Zhytomyr confectionery
- Native name: ЖЛ
- Company type: Additional Liability Company (ALC)
- Industry: Food industry
- Founded: 1944
- Headquarters: Zhytomyr, Ukraine
- Products: Chocolate bars, boxed sweets
- Number of employees: 1600
- Website: https://zl.com.ua

= ZhL =

Ukrainian confectionery manufacturer

Zhytomyr confectionery ("ZhL"), also referred to as "ALC ZhL," is a part of Confectionery Factory ZhL Group, a Ukrainian manufacturer of confectionery products.
The factory was founded in 1994. ALC ZhL is the successor of CJSC (“Zhytomyrski Lasoshchi”;Житомирські Ласощі).

== Products and Trademarks ==

ZhL produces boxed sweets, chocolate bars, glazed and non-glazed sweets, chocolate snacks, chocolate wafer sweets, biscuits, wafers, fudge, cereal bars and cereal desserts in both yogurt and sugar-free products. Production capacity is more than 80,000 tons per year. Products are manufactured under four Trademarks: ZhL, Doma, Optimix and Stevix.

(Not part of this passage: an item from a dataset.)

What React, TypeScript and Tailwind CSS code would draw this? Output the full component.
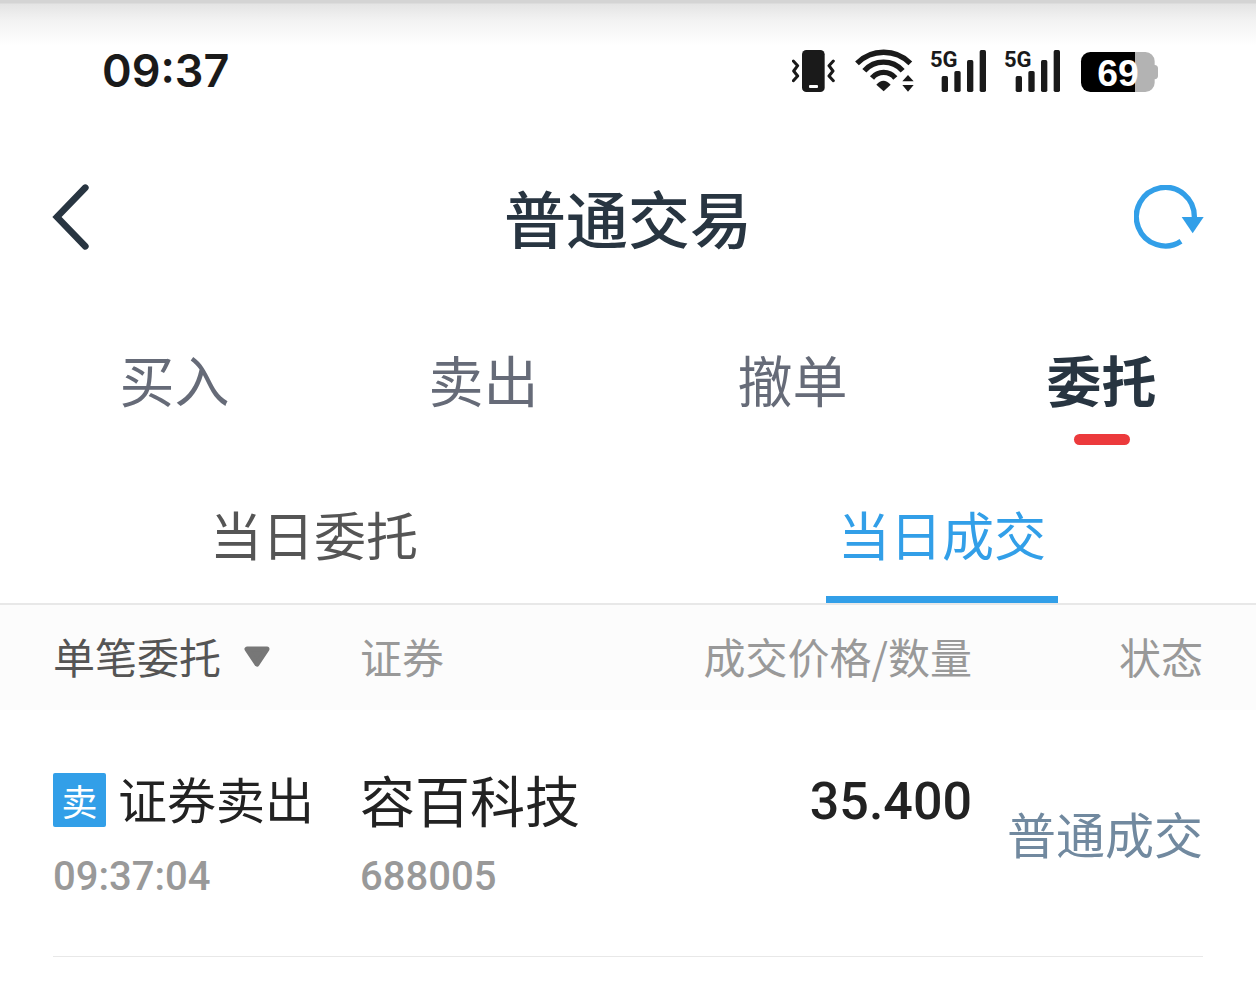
import { useState } from 'react';
import clsx from 'clsx';

const tabs = ['买入', '卖出', '撤单', '委托'];
const subTabs = ['当日委托', '当日成交'];

const deals = [
  {
    side: '卖',
    action: '证券卖出',
    time: '09:37:04',
    name: '容百科技',
    code: '688005',
    price: '35.400',
    status: '普通成交',
  },
];

const VibrateIcon = () => (
  <svg className="h-[46px] w-[46px]" viewBox="36 36 138 138" fill="none">
    <rect x="66" y="42" width="68" height="126" rx="13" fill="#1a1a1a" />
    <rect x="87" y="147" width="27" height="9" rx="3" fill="#fff" />
    <path
      d="M40 75l13 14-12 16 12 15-13 14M160 75l-13 14 12 16-12 15 13 14"
      stroke="#1a1a1a"
      strokeWidth="9"
      strokeLinecap="round"
      strokeLinejoin="round"
    />
  </svg>
);

const WifiIcon = () => (
  <svg className="h-[46px] w-[60px]" viewBox="222 36 180 138" fill="none">
    <path
      d="M231 82A113 113 0 0 1 391 82M253 104A77 77 0 0 1 368 104M276 126A45 45 0 0 1 346 126"
      stroke="#1a1a1a"
      strokeWidth="16"
    />
    <path d="M289 146Q310 122 332 146L311 166Z" fill="#1a1a1a" />
    <path d="M384 117L401 136H367ZM367 147H401L384 167Z" fill="#1a1a1a" />
  </svg>
);

const SignalIcon = () => (
  <svg className="h-[46px] w-[58px] overflow-visible" viewBox="450 36 174 138" fill="#1a1a1a">
    <text x="450" y="92" fontSize="66" fontWeight="700" fontFamily="Roboto, sans-serif">
      5G
    </text>
    <rect x="485" y="120" width="19" height="48" rx="5" />
    <rect x="523" y="105" width="19" height="63" rx="5" />
    <rect x="561" y="72" width="19" height="96" rx="5" />
    <rect x="599" y="42" width="19" height="126" rx="5" />
  </svg>
);

const BatteryIcon = () => (
  <svg className="h-[46px] w-[82px]" viewBox="264 36 246 138">
    <path
      d="M435 48H466A28 28 0 0 1 494 76V87Q504 88 504 97V120Q504 129 494 130V140A28 28 0 0 1 466 168H435Z"
      fill="#b3b3b3"
    />
    <path d="M435 48H301A28 28 0 0 0 273 76V140A28 28 0 0 0 301 168H435Z" fill="#000" />
    <text
      x="384"
      y="149"
      fontSize="112"
      fontWeight="700"
      fill="#fff"
      textAnchor="middle"
      fontFamily="'Liberation Sans', sans-serif"
    >
      69
    </text>
  </svg>
);

const StatusBar = () => (
  <div className="flex h-[142px] items-center justify-between bg-[linear-gradient(#d4d4d4_3px,#e4e4e4_4px,#f2f2f2_20px,#fff_46px)] pr-24 pl-[102px]">
    <span className="font-['Inter',sans-serif] text-[45px] font-semibold text-[#1a1a1a]">
      09:37
    </span>
    <div className="flex items-center gap-4">
      <VibrateIcon />
      <WifiIcon />
      <SignalIcon />
      <SignalIcon />
      <BatteryIcon />
    </div>
  </div>
);

const App = () => {
  const [tab, setTab] = useState('委托');
  const [subTab, setSubTab] = useState('当日成交');

  return (
    <div className="min-h-screen bg-white font-['Noto_Sans_CJK_SC',sans-serif]">
      <StatusBar />

      <header className="flex h-[150px] items-center justify-between px-[52px]">
        <button aria-label="返回" className="flex w-[72px]">
          <svg className="h-[70px] w-10" viewBox="67 548 120 210" fill="none">
            <path
              d="M167 565L82 653L167 741"
              stroke="#283541"
              strokeWidth="20"
              strokeLinecap="round"
            />
          </svg>
        </button>
        <h1 className="text-[62px] leading-[80px] font-medium text-[#283541]">普通交易</h1>
        <button aria-label="刷新" className="flex w-[72px] justify-end">
          <svg className="h-16 w-[70px]" viewBox="69 45 210 192" fill="none">
            <path d="M250 141A87 88 0 1 0 210 214" stroke="#329fe8" strokeWidth="16" />
            <path d="M212 141H278L245 190Z" fill="#329fe8" />
          </svg>
        </button>
      </header>

      <nav className="grid h-[176px] grid-cols-4 pl-5">
        {tabs.map((name) => (
          <button
            key={name}
            onClick={() => setTab(name)}
            className={clsx(
              'relative pb-1 text-[55px] leading-[80px]',
              tab === name ? 'font-bold text-[#283541]' : 'text-[#666b78]'
            )}
          >
            {name}
            {tab === name && (
              <span className="absolute bottom-[23px] left-1/2 h-[11px] w-14 -translate-x-1/2 rounded-full bg-[#ec3a3c]" />
            )}
          </button>
        ))}
      </nav>

      <div className="grid h-[137px] grid-cols-2 border-b-2 border-[#e8e8e8]">
        {subTabs.map((name) => (
          <button
            key={name}
            onClick={() => setSubTab(name)}
            className={clsx(
              'relative pb-1 text-[52px] leading-[80px]',
              subTab === name ? 'text-[#329fe8]' : 'text-[#555555]'
            )}
          >
            {name}
            {subTab === name && (
              <span className="absolute bottom-0 left-1/2 h-[7px] w-[232px] -translate-x-1/2 bg-[#329fe8]" />
            )}
          </button>
        ))}
      </div>

      <table className="w-full table-fixed">
        <thead className="bg-[#fcfcfc] text-[42px] leading-[60px] text-[#999999]">
          <tr className="h-[105px]">
            <th className="w-[360px] pb-1 pl-[53px] text-left font-normal">
              <div className="relative w-[218px]">
                <select
                  aria-label="委托类型"
                  className="block h-[60px] w-full appearance-none bg-transparent text-[#555555]"
                >
                  <option>单笔委托</option>
                </select>
                <svg
                  className="pointer-events-none absolute top-5 right-0 h-[22px] w-7"
                  viewBox="0 0 28 22"
                >
                  <path
                    d="M4 3H24L14 18Z"
                    fill="#777"
                    stroke="#777"
                    strokeWidth="5"
                    strokeLinejoin="round"
                  />
                </svg>
              </div>
            </th>
            <th className="pb-1 text-left font-normal">证券</th>
            <th className="w-[300px] pb-1 text-right font-normal">成交价格/数量</th>
            <th className="w-[284px] pr-[53px] pb-1 text-right font-normal">状态</th>
          </tr>
        </thead>
        <tbody>
          {deals.map((deal) => (
            <tr key={deal.code} className="align-top leading-[60px] text-[#222222]">
              <td className="pt-[58px] pb-[50px] pl-[53px]">
                <div className="flex h-[60px] items-center gap-3 text-[49px]">
                  <span className="mt-1 flex h-[54px] w-[53px] items-center justify-center rounded-xs bg-[#329fe8] text-4xl text-white">
                    {deal.side}
                  </span>
                  {deal.action}
                </div>
                <div className="mt-5 font-['Roboto',sans-serif] text-[40px] leading-[58px] font-medium text-[#999999]">
                  {deal.time}
                </div>
              </td>
              <td className="pt-[58px] pb-[50px]">
                <div className="h-[60px] text-[55px]">{deal.name}</div>
                <div className="mt-5 font-['Roboto',sans-serif] text-[40px] leading-[58px] font-medium text-[#999999]">
                  {deal.code}
                </div>
              </td>
              <td className="pt-[62px] pb-[50px] text-right font-['Roboto',sans-serif] text-[52px] font-medium">
                {deal.price}
              </td>
              <td className="pt-[50px] pr-[53px] pb-[50px] text-right align-middle text-[49px] text-[#71899f]">
                {deal.status}
              </td>
            </tr>
          ))}
        </tbody>
      </table>
      <hr className="mx-[53px] border-[#e8e8e8]" />
    </div>
  );
};

export default App;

In 2012, ZhL was certified "Halal" a portion of its range. Zhytomyr Confectionery Factory produces a wide range of dietary products and products for children.

== Export markets ==

ZhL exports to 26 countries. Among them are the CIS member countries, countries EC, the Middle East, USA, China and New Zealand.